# Multiple Regression

## key concepts
- For a slightly advanced model in the linear domain, we can add more variables (features) to our model.

$$
y_i = \beta_1 x_{i1} + \beta_2 x_{i2} + \beta_3 x_{i3} + \alpha + \varepsilon_i
$$

Where:
- $y_i$ = response (dependent) variable (response)
- $x_{i1}, x_{i2}, x_{i3}$ = predictor variables
- $\beta_1$, $\beta_2$, $\beta_3$ = coefficients
- $\alpha$ = intercept
- $\varepsilon_i$ = error term (noise)

> The $\varepsilon_i$ can be understood in better detail as :
> - Error term to represent that there are other factors not accounted for by this simple model.
> - In 3b1b term, model is trying to do _book-keeping_. [Reference](https://youtu.be/9-Jl0dxWQs8?si=35nObUMC-FQVgPPh)

-----------

## Multiple Linear regression intuition

- Model a response variable $y_i$ using multiple input features.

### Model:
$$
y_i = \beta_0 + \beta_1 x_{i1} + ... + \beta_k x_{ik} + \varepsilon_i
$$

#### In vector notation:

$$
y_i = \mathbf{x}_i \cdot \boldsymbol{\beta}
$$

Where:
- $\mathbf{x}i = [1, x_{i1}, x_{i2}, x_{i3}, .... x_{ik}]$ → input vector with a leading 1 for the intercept
- $\boldsymbol{\beta} = [\beta_0, \beta_1, \beta_2, \beta_3, ..., \beta_k]$ → parameter vector (includes intercept)

------------

In [3]:
import os
os.chdir("..")

In [9]:
from support.linear_algebra import dot, Vector

def predict(x, beta):
    """Predicts y given input vector x and coeffecients beta.
    Assumes x[0] is 1 for the intercept term.
    """

    return dot(x, beta)

In [7]:
x_i = [1, 49, 4, 0] # [intercept, var-1, var-2, categorical variable 3]
beta = [1.0, 1.5, -2.0, 3.0] # example weights

predict(x_i, beta)

66.5

# Assumptions Behind Multiple Linear Regression (Least Squares)

### For multiple regression to work correctly and give reliable estimates, two key assumptions must hold:

1. No Perfect Multicollinearity

> No predictor `(e.g., var-2)` should be an exact linear combination of other predictors (e.g., var-1, var-3, etc.).
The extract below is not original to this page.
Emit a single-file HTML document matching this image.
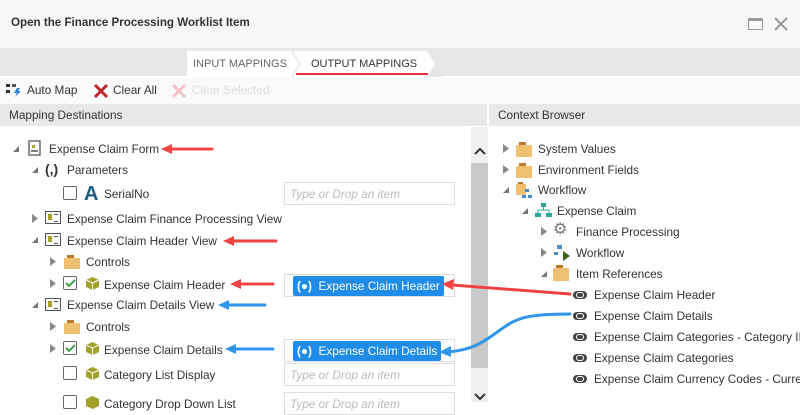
<!DOCTYPE html>
<html><head><meta charset="utf-8"><style>
*{margin:0;padding:0;box-sizing:border-box}
body{width:800px;height:402px;overflow:hidden;background:#fff;font-family:"Liberation Sans",sans-serif;color:#333;font-size:11.8px;position:relative}
.a{position:absolute;white-space:nowrap}
.t{position:absolute;white-space:nowrap;line-height:16px}
.cb{position:absolute;width:14px;height:14px;border:1px solid #666;border-radius:2px;background:#fff}
.box{position:absolute;left:284px;width:171px;height:23px;border:1px solid #ddd;background:#fff;color:#bbb;font-style:italic;font-size:11.8px;padding:4px 0 0 5px}
.pill{position:absolute;left:8px;top:1px;height:20px;background:#1e8ce8;color:#fff;font-style:normal;padding:3px 4px 0 4px;border-radius:2px;font-size:11.8px}
.folder{position:absolute;width:16px;height:11px;background:#efc06f}
.folder:before{content:"";position:absolute;left:3px;top:-3px;width:7px;height:3px;background:#b77a30}
.view{position:absolute;width:16px;height:13px;border:1.5px solid #555;background:#fff}
.view:before{content:"";position:absolute;left:2px;top:2px;width:4px;height:6px;background:#a3a52a}
.view:after{content:"";position:absolute;left:8px;top:2px;width:4px;height:6px;border-top:1.5px solid #555;border-bottom:1.5px solid #555}
.cube{position:absolute;width:15px;height:15px}
.ref{position:absolute;width:14px;height:8px;background:#444;border-radius:4px}
.ref:before{content:"";position:absolute;left:3px;top:1px;width:8px;height:6px;background:#fff;border-radius:3px}
.ref:after{content:"";position:absolute;left:4px;top:2px;width:6px;height:4px;background:#444;border-radius:2px}
</style></head><body>
<div class="a" style="left:0;top:0;width:800px;height:48px;background:#f7f7f7"></div>
<div class="a" style="left:11px;top:16px;font-size:11.6px;font-weight:bold;color:#333">Open the Finance Processing Worklist Item</div>
<div class="a" style="left:748px;top:18px;width:15px;height:12px;border:1.5px solid #999;border-top-width:3px"></div>
<svg class="a" style="left:773px;top:16px" width="16" height="16"><path d="M2 2L14 14M14 2L2 14" stroke="#999" stroke-width="2"/></svg>
<div class="a" style="left:0;top:48px;width:800px;height:28px;background:#e7e7e7"></div>
<div class="a" style="left:187px;top:51px;width:248px;height:26px;background:#fff"></div>
<svg class="a" style="left:292px;top:51px" width="150" height="26"><path d="M0 0L8 13L0 26" fill="none" stroke="#ddd"/><path d="M135 0L143 13L135 26L150 26L150 0Z" fill="#e7e7e7"/></svg>
<div class="a" style="left:193px;top:58px;font-size:11px;color:#666">INPUT MAPPINGS</div>
<div class="a" style="left:311px;top:58px;font-size:11px;color:#333">OUTPUT MAPPINGS</div>
<div class="a" style="left:296px;top:73px;width:132px;height:2px;background:#e8323c"></div>
<div class="a" style="left:0;top:78px;width:800px;height:26px;background:#fafafa"></div>
<svg class="a" style="left:5px;top:82px" width="18" height="16"><rect x="1" y="2" width="4" height="3" fill="#333"/><rect x="1" y="8" width="4" height="3" fill="#333"/><rect x="7" y="2" width="4" height="3" fill="#555"/><path d="M12 6L9 11H12L10 15L16 9H13L15 6Z" fill="#2a7fd4"/></svg>
<div class="a" style="left:27px;top:83px">Auto Map</div>
<svg class="a" style="left:93px;top:83px" width="16" height="16"><path d="M2 2L14 14M14 2L2 14" stroke="#c0262d" stroke-width="3"/></svg>
<div class="a" style="left:113px;top:83px">Clear All</div>
<svg class="a" style="left:171px;top:83px" width="16" height="16"><path d="M2 2L14 14M14 2L2 14" stroke="#f2c2c4" stroke-width="3"/></svg>
<div class="a" style="left:192px;top:83px;color:#ddd">Clear Selected</div>
<div class="a" style="left:0;top:104px;width:487px;height:22px;background:#e8e8e8"></div>
<div class="a" style="left:489px;top:104px;width:311px;height:22px;background:#e8e8e8"></div>
<div class="a" style="left:9px;top:108px">Mapping Destinations</div>
<div class="a" style="left:498px;top:108px">Context Browser</div>
<div class="a" style="left:471px;top:127px;width:17px;height:275px;background:#f0f0f0"></div>
<div class="a" style="left:471px;top:163px;width:17px;height:205px;background:#c9c9c9"></div>
<svg class="a" style="left:473px;top:146px" width="14" height="10"><path d="M2 8L7 3L12 8" fill="none" stroke="#333" stroke-width="2"/></svg>
<svg class="a" style="left:473px;top:392px" width="14" height="10"><path d="M2 2L7 7L12 2" fill="none" stroke="#333" stroke-width="2"/></svg>

<svg class="a" style="left:12px;top:145px" width="8" height="8"><path d="M7 1V7H1Z" fill="#777"/></svg>
<svg class="a" style="left:28px;top:140px" width="14" height="16"><rect x="1" y="1" width="11" height="14" fill="#fff" stroke="#555" stroke-width="1.3"/><rect x="4" y="5" width="3" height="3" fill="#b3a52a"/><path d="M3 11H10" stroke="#555" stroke-width="1.5"/></svg>
<div class="t" style="left:49px;top:141px">Expense Claim Form</div>
<svg class="a" style="left:31px;top:166px" width="8" height="8"><path d="M7 1V7H1Z" fill="#777"/></svg>
<div class="t" style="left:45px;top:161px;font-weight:bold;font-size:14px">(,)</div>
<div class="t" style="left:67px;top:162px">Parameters</div>
<div class="cb" style="left:63px;top:186px"></div>
<div class="t" style="left:84px;top:184px;font-weight:bold;font-size:20px;color:#1f5d85;line-height:20px">A</div>
<div class="t" style="left:104px;top:186px">SerialNo</div>
<div class="box" style="top:182px">Type or Drop an item</div>
<svg class="a" style="left:31px;top:214px" width="8" height="9"><path d="M1 0L7 4.5L1 9Z" fill="#888"/></svg>
<div class="view" style="left:45px;top:211px"></div>
<div class="t" style="left:67px;top:211px">Expense Claim Finance Processing View</div>
<svg class="a" style="left:31px;top:236px" width="8" height="8"><path d="M7 1V7H1Z" fill="#777"/></svg>
<div class="view" style="left:45px;top:233px"></div>
<div class="t" style="left:67px;top:233px">Expense Claim Header View</div>
<svg class="a" style="left:49px;top:257px" width="8" height="9"><path d="M1 0L7 4.5L1 9Z" fill="#888"/></svg>
<div class="folder" style="left:64px;top:258px"></div>
<div class="t" style="left:86px;top:254px">Controls</div>
<svg class="a" style="left:49px;top:279px" width="8" height="9"><path d="M1 0L7 4.5L1 9Z" fill="#888"/></svg>
<div class="cb" style="left:63px;top:276px"></div><svg class="a" style="left:65px;top:279px" width="11" height="9"><path d="M1 4L4 7L10 1" fill="none" stroke="#2a9a3a" stroke-width="1.8"/></svg>
<svg class="cube" style="left:85px;top:276px" viewBox="0 0 15 15"><path d="M7.5 1L14 4V11L7.5 14L1 11V4Z" fill="#a2a12b"/><path d="M1 4L7.5 7L14 4M7.5 7V14" stroke="#fff" stroke-width="1" fill="none"/></svg>
<div class="t" style="left:104px;top:277px">Expense Claim Header</div>
<div class="box" style="top:274px"><div class="pill"><span style="font-weight:bold">(●)</span>&nbsp; Expense Claim Header</div></div>
<svg class="a" style="left:31px;top:301px" width="8" height="8"><path d="M7 1V7H1Z" fill="#777"/></svg>
<div class="view" style="left:45px;top:298px"></div>
<div class="t" style="left:67px;top:297px">Expense Claim Details View</div>
<svg class="a" style="left:49px;top:322px" width="8" height="9"><path d="M1 0L7 4.5L1 9Z" fill="#888"/></svg>
<div class="folder" style="left:64px;top:323px"></div>
<div class="t" style="left:86px;top:319px">Controls</div>
<svg class="a" style="left:49px;top:344px" width="8" height="9"><path d="M1 0L7 4.5L1 9Z" fill="#888"/></svg>
<div class="cb" style="left:63px;top:341px"></div><svg class="a" style="left:65px;top:344px" width="11" height="9"><path d="M1 4L4 7L10 1" fill="none" stroke="#2a9a3a" stroke-width="1.8"/></svg>
<svg class="cube" style="left:85px;top:341px" viewBox="0 0 15 15"><path d="M7.5 1L14 4V11L7.5 14L1 11V4Z" fill="#a2a12b"/><path d="M1 4L7.5 7L14 4M7.5 7V14" stroke="#fff" stroke-width="1" fill="none"/></svg>
<div class="t" style="left:104px;top:342px">Expense Claim Details</div>
<div class="box" style="top:339px"><div class="pill"><span style="font-weight:bold">(●)</span>&nbsp; Expense Claim Details</div></div>
<div class="cb" style="left:63px;top:366px"></div>
<svg class="cube" style="left:85px;top:366px" viewBox="0 0 15 15"><path d="M7.5 1L14 4V11L7.5 14L1 11V4Z" fill="#a2a12b"/><path d="M1 4L7.5 7L14 4M7.5 7V14" stroke="#fff" stroke-width="1" fill="none"/></svg>
<div class="t" style="left:104px;top:367px">Category List Display</div>
<div class="box" style="top:363px">Type or Drop an item</div>
<div class="cb" style="left:63px;top:395px"></div>
<svg class="cube" style="left:85px;top:395px" viewBox="0 0 15 15"><path d="M7.5 1L14 4V11L7.5 14L1 11V4Z" fill="#a2a12b"/></svg>
<div class="t" style="left:104px;top:396px">Category Drop Down List</div>
<div class="box" style="top:392px">Type or Drop an item</div>

<svg class="a" style="left:502px;top:144px" width="8" height="9"><path d="M1 0L7 4.5L1 9Z" fill="#888"/></svg>
<div class="folder" style="left:516px;top:145px;height:12px"></div>
<div class="t" style="left:538px;top:141px">System Values</div>
<svg class="a" style="left:502px;top:165px" width="8" height="9"><path d="M1 0L7 4.5L1 9Z" fill="#888"/></svg>
<div class="folder" style="left:516px;top:166px;height:12px"></div>
<div class="t" style="left:538px;top:162px">Environment Fields</div>
<svg class="a" style="left:502px;top:186px" width="8" height="8"><path d="M7 1V7H1Z" fill="#777"/></svg>
<svg class="a" style="left:515px;top:181px" width="17" height="18"><rect x="1" y="3" width="10" height="11" fill="#efc06f"/><rect x="3" y="1" width="5" height="2" fill="#b77a30"/><rect x="10" y="8" width="4" height="3" fill="#4a8fc6"/><rect x="7" y="14" width="4" height="3" fill="#4a8fc6"/><rect x="13" y="14" width="4" height="3" fill="#4a8fc6"/></svg>
<div class="t" style="left:538px;top:182px">Workflow</div>
<svg class="a" style="left:521px;top:207px" width="8" height="8"><path d="M7 1V7H1Z" fill="#777"/></svg>
<svg class="a" style="left:535px;top:202px" width="17" height="16"><rect x="6" y="1" width="5" height="4" fill="#2fa59c"/><path d="M8.5 5V8M3 8H14M3 8V11M14 8V11" stroke="#2fa59c" fill="none"/><rect x="0" y="11" width="6" height="4" fill="#2fa59c"/><rect x="11" y="11" width="6" height="4" fill="#2fa59c"/></svg>
<div class="t" style="left:557px;top:203px">Expense Claim</div>
<svg class="a" style="left:540px;top:227px" width="8" height="9"><path d="M1 0L7 4.5L1 9Z" fill="#888"/></svg>
<div class="t" style="left:553px;top:222px;font-size:16px;color:#777">⚙</div>
<div class="t" style="left:576px;top:224px">Finance Processing</div>
<svg class="a" style="left:540px;top:248px" width="8" height="9"><path d="M1 0L7 4.5L1 9Z" fill="#888"/></svg>
<svg class="a" style="left:553px;top:244px" width="18" height="17"><rect x="4" y="1" width="5" height="4" fill="#4a8fc6"/><rect x="1" y="8" width="4" height="3" fill="#4a8fc6"/><path d="M10 7L17 12L10 17Z" fill="#3b6312"/></svg>
<div class="t" style="left:576px;top:245px">Workflow</div>
<svg class="a" style="left:540px;top:270px" width="8" height="8"><path d="M7 1V7H1Z" fill="#777"/></svg>
<div class="folder" style="left:553px;top:268px;height:13px"></div>
<div class="t" style="left:576px;top:266px">Item References</div>
<div class="ref" style="left:573px;top:291px"></div><div class="t" style="left:594px;top:287px">Expense Claim Header</div>
<div class="ref" style="left:573px;top:312px"></div><div class="t" style="left:594px;top:308px">Expense Claim Details</div>
<div class="ref" style="left:573px;top:333px"></div><div class="t" style="left:594px;top:329px">Expense Claim Categories - Category ID</div>
<div class="ref" style="left:573px;top:354px"></div><div class="t" style="left:594px;top:350px">Expense Claim Categories</div>
<div class="ref" style="left:573px;top:375px"></div><div class="t" style="left:594px;top:371px">Expense Claim Currency Codes - Currency</div>

<svg class="a" style="left:0;top:0" width="800" height="402">
<g fill="none" stroke-width="3" stroke-linecap="round">
<path d="M212 149H170" stroke="#f04444"/><path d="M276 241H232" stroke="#f04444"/><path d="M273 284H239" stroke="#f04444"/>
<path d="M570 294L452 285" stroke="#f04444"/>
<path d="M265 305H227" stroke="#2f96ec"/><path d="M273 349H234" stroke="#2f96ec"/>
<path d="M570 314C520 314 515 320 500 330C480 345 470 350 448 352" stroke="#2f96ec"/>
</g>
<path d="M161 149L172 144L172 154Z" fill="#f04444"/>
<path d="M223 241L234 236L234 246Z" fill="#f04444"/>
<path d="M230 284L241 279L241 289Z" fill="#f04444"/>
<path d="M442 284L454 279L453 290Z" fill="#f04444"/>
<path d="M218 305L229 300L229 310Z" fill="#2f96ec"/>
<path d="M225 349L236 344L236 354Z" fill="#2f96ec"/>
<path d="M439 352L451 346L451 357Z" fill="#2f96ec"/>
</svg>
</body></html>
**Why is this important?**

> If one variable can be formed exactly by combining others, the model can’t determine how much weight to assign to each.
> It becomes impossible to uniquely estimate the coefficients.

------------------

2. No Correlation should exist b/w `Predictors` and `Errors`.

The model assumes that the input variables are ***not*** correlated with the error terms.

**Why does this matter?**
> If this assumption fails, the model can systematically mis-estimate the coefficients.
> Even if the predictors (features) look good individually, they may be indirectly masking the effect of others, leading to biased results.

------------------

#### Summary
- Predictors should be independent from each other.
- Predictors should also be independent from the errors.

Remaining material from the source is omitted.